1492

1970年、大阪で万博が開催された。

個人的に外国の作家や芸術家と接触したことは多くない。
こちらがまったく無名の作家だったからだが、それでも、ごくわずかな数の芸術家と知り合う機会があった。
例えば、スタノ・フィルコ。

フィルコは、チェコスロヴァキアの芸術家で、大阪万博に新設された現代美術館に、チェコの代表として作品を展示した。このとき、世界じゅうから約20名の芸術家が選ばれて出品しているが、そのなかに、フォンタナ、ヘンリー・ムーアなどが含まれていた。当時の共産圏の、チェコスロヴァキアからスタニスラフ・フィルコだけが選ばれているが、ソヴィエトには社会主義リアリズムの美術しか存在せず、「現代美術」などはじめからあり得なかったから、スタノ・フィルコが選ばれたのは異例だったに違いない。

私は、スタノ・フィルコについて何も知らなかった。

1年後に「朝日」がフィルコを紹介している。

チェコのブラチスラバに住む異色芸術家スタノ・フィルコが、数年前の活動をまとめた作品集を出した。
フィルコの初期作品は、バロックの祭壇を思わせるガラクタのよせあつめだったが、一九六五年以来”Happsoc”(ハプソク)と名づけて、環境芸術とハプニングを総合する方向に向かった。たとえば、六六年の「普遍的環境」と題した作品は、木のわくとナイロン・レースのカーテンにしきられた空間で、床と壁には鏡がはめこまれ、頭上から三つのシャンデリアが三色の光を放射し、カーテンには女のシルエットが映しだされる。観客はテーブルに置かれたチェスをやったり、女の描かれた空気ベッドにすわったりしながら、現実と幻影との交錯にひきこまれる。
このように光、映像、音、物体、文字などを動員しながら、動的な情報環境に観客をじかに参加させるのが、フィルコの作品の特色である。一昨年のパリ・ビエンナーレには、球体のテントの内部に鏡をはりつめた空間を作り、宇宙探検への関心をつよく示した。
近年は、コンセプチュアル・アート(概念美術)の方向に近づいている。昨年の万国博にも参加し、来日した。フランスの批評家ピエール・レスタニーが、文明社会の日常性をそのまま作品化する点で、マルセル・デュシャンの直系と書いたように、西側でも注目されている。  (71年5月15日)

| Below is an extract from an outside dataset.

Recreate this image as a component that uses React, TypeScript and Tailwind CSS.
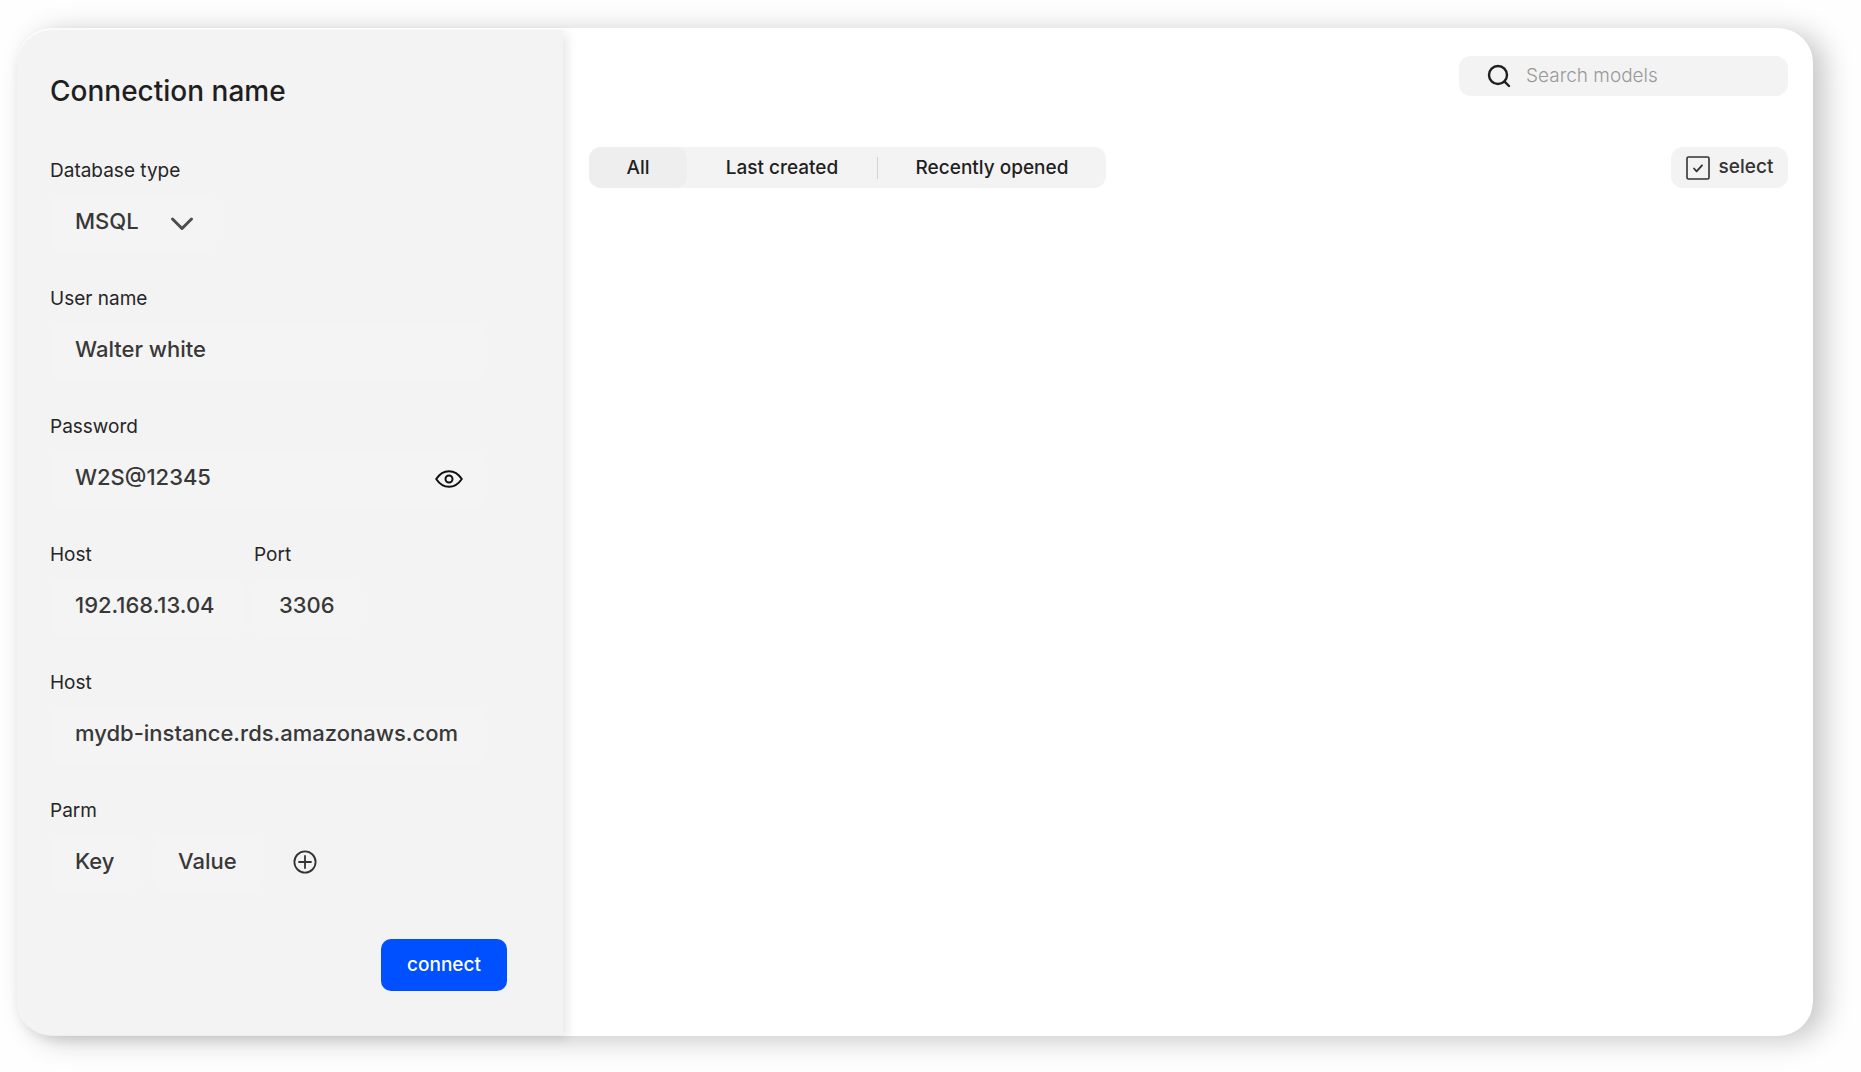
import { useState, type InputHTMLAttributes } from "react";

const labelClass = "text-[19px] leading-6 text-[#262626]";
const fieldClass =
  "h-14 min-w-0 rounded-xl bg-[#f4f4f4] px-[25px] pb-1 text-[22px] font-medium text-[#383838] placeholder:text-[#383838] placeholder:opacity-100 outline-none focus:ring-1 focus:ring-gray-300";

type FieldProps = InputHTMLAttributes<HTMLInputElement> & { id: string; label: string };

function Field({ id, label, className, ...rest }: FieldProps) {
  return (
    <div className="flex flex-col gap-3">
      <label htmlFor={id} className={labelClass}>
        {label}
      </label>
      <input id={id} className={`${fieldClass} ${className ?? ""}`} {...rest} />
    </div>
  );
}

function ChevronIcon() {
  return (
    <svg width="26" height="16" viewBox="0 0 26 16" fill="none" className="pointer-events-none absolute right-[22px] top-[21px]">
      <path d="M3.5 3 13 12.5 22.5 3" stroke="#4d4d4d" strokeWidth="3" strokeLinecap="round" strokeLinejoin="round" />
    </svg>
  );
}

function EyeIcon() {
  return (
    <svg width="28" height="18" viewBox="0 0 28 18" fill="none" stroke="#111111" strokeWidth="2" strokeLinejoin="round">
      <path d="M1.2 9C4.5 4 9 1.2 14 1.2S23.5 4 26.8 9C23.5 14 19 16.8 14 16.8S4.5 14 1.2 9Z" />
      <circle cx="14" cy="9" r="3.5" />
    </svg>
  );
}

function PlusCircleIcon() {
  return (
    <svg width="24" height="24" viewBox="0 0 24 24" fill="none" stroke="#333333" strokeWidth="1.8" strokeLinecap="round">
      <circle cx="12" cy="12" r="10.6" />
      <path d="M12 6v12M6 12h12" />
    </svg>
  );
}

function SearchIcon() {
  return (
    <svg width="24" height="24" viewBox="0 0 24 24" fill="none" stroke="#1f1f1f" strokeWidth="2.4" strokeLinecap="round">
      <circle cx="11" cy="11" r="9" />
      <path d="m17.6 17.6 4.4 4.4" />
    </svg>
  );
}

function Sidebar() {
  const [passwordShown, setPasswordShown] = useState(true);
  return (
    <form
      className="flex w-[546px] shrink-0 flex-col rounded-l-[35px] bg-[#f3f3f3] pb-11 pl-[33px] pr-14 pt-[41px] shadow-[4px_4px_12px_rgba(0,0,0,0.1)]"
      onSubmit={(e) => e.preventDefault()}
    >
      <h1 className="text-[28px] font-medium leading-10 text-[#1f1f1f]">Connection name</h1>

      <div className="mt-12 flex flex-col gap-9">
        <div className="flex flex-col items-start gap-3">
          <label htmlFor="db-type" className={labelClass}>
            Database type
          </label>
          <div className="relative w-[167px]">
            <select id="db-type" className={`${fieldClass} w-full appearance-none`}>
              <option>MSQL</option>
            </select>
            <ChevronIcon />
          </div>
        </div>

        <Field id="user" label="User name" defaultValue="Walter white" className="w-[437px]" />

        <div className="flex flex-col gap-3">
          <label htmlFor="password" className={labelClass}>
            Password
          </label>
          <div className="relative w-[437px]">
            <input
              id="password"
              type={passwordShown ? "text" : "password"}
              defaultValue="W2S@12345"
              className={`${fieldClass} w-full`}
            />
            <button
              type="button"
              aria-label="Toggle password visibility"
              className="absolute right-6 top-[19px]"
              onClick={() => setPasswordShown(!passwordShown)}
            >
              <EyeIcon />
            </button>
          </div>
        </div>

        <div className="flex gap-[11px]">
          <Field id="host-ip" label="Host" defaultValue="192.168.13.04" className="w-[193px]" />
          <Field id="port" label="Port" defaultValue="3306" className="w-[107px]" />
        </div>

        <Field id="host-name" label="Host" defaultValue="mydb-instance.rds.amazonaws.com" className="w-[437px]" />

        <fieldset>
          <legend className={`${labelClass} mb-3`}>Parm</legend>
          <div className="flex items-center">
            <input aria-label="Key" placeholder="Key" className={`${fieldClass} w-[89px]`} />
            <input aria-label="Value" placeholder="Value" className={`${fieldClass} ml-[14px] w-[111px]`} />
            <button type="button" aria-label="Add parameter" className="mb-0.5 ml-[29px]">
              <PlusCircleIcon />
            </button>
          </div>
        </fieldset>
      </div>

      <button type="submit" className="mt-auto h-[52px] w-[126px] self-end rounded-[10px] bg-[#0050ff] text-[19px] font-medium text-white">
        connect
      </button>
    </form>
  );
}

function Models() {
  const tab = "h-full rounded-xl font-medium";
  return (
    <main className="flex-1 pl-[26px] pr-[25px] pt-[26px]">
      <div className="flex justify-end">
        <div className="flex h-10 w-[329px] items-center gap-[15px] rounded-xl bg-[#f3f3f3] pl-7 pr-4">
          <SearchIcon />
          <input
            type="search"
            aria-label="Search models"
            placeholder="Search models"
            className="min-w-0 flex-1 bg-transparent text-[19px] font-light text-[#333333] outline-none placeholder:text-[#999999]"
          />
        </div>
      </div>

      <div className="mt-[51px] flex items-center justify-between text-[19px] text-[#1f1f1f]">
        <div className="flex h-[41px] items-center rounded-xl bg-[#f3f3f3]">
          <button type="button" className={`${tab} w-[98px] bg-[#eeeeee] pt-0.5`}>
            All
          </button>
          <button type="button" className={`${tab} w-[190px] pt-0.5`}>
            Last created
          </button>
          <span className="h-[22px] w-px bg-[#d4d4d4]" />
          <button type="button" className={`${tab} w-[228px] pt-0.5`}>
            Recently opened
          </button>
        </div>

        <button type="button" className="flex h-[41px] w-[117px] items-center justify-center gap-[9px] rounded-xl bg-[#f3f3f3] font-medium text-[#333333]">
          <svg width="24" height="24" viewBox="0 0 24 24" fill="none" stroke="#333333" strokeLinecap="round" strokeLinejoin="round">
            <rect x="1" y="1" width="22" height="22" rx="1.5" strokeWidth="1.6" />
            <path d="m8 12.5 2.6 2.8 5.4-6" strokeWidth="1.8" />
          </svg>
          select
        </button>
      </div>
    </main>
  );
}

export default function App() {
  return (
    <div className="flex min-h-screen bg-[#fefefe] pb-9 pl-[17px] pr-12 pt-7 font-['Inter',sans-serif]">
      <div className="flex flex-1 rounded-[35px] bg-white pb-px pt-0.5 shadow-[12px_4px_28px_rgba(0,0,0,0.22)]">
        <Sidebar />
        <Models />
      </div>
    </div>
  );
}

私が見たのは、この「普遍的環境」で、ほとんど観客のいない「現代美術館」の一室で見たのだった。小さなのぞき窓から見るようになっている。その意味では、マルセル・デュシャンのアイディアを踏襲しているにちがいない。
私は、上からほのかに放射される三色の光のなかに、淡い色で女のシルエットが揺れているのを見て、「現在」の東ヨーロッパの「エロス」を感じた。性的な事象に対して、きわめて禁遏的な共産圏では、女の「エロス」の表現はこれが限界なのだろう。

逆にいえば――性的な表現がまったく存在しない場所で、どういうかたちであれ、若い女性の裸身を表現することに、ひそかな「抵抗」がある。私はそう感じた。
フィルコのヌードは、かすかな空気のなかで、たえず揺れている。それはたえず変化し、いわば浄化されてゆく。これは何かのメタファーなのか。

大阪でフィルコを見たとき、この芸術家と知り合うなど考えもしなかった。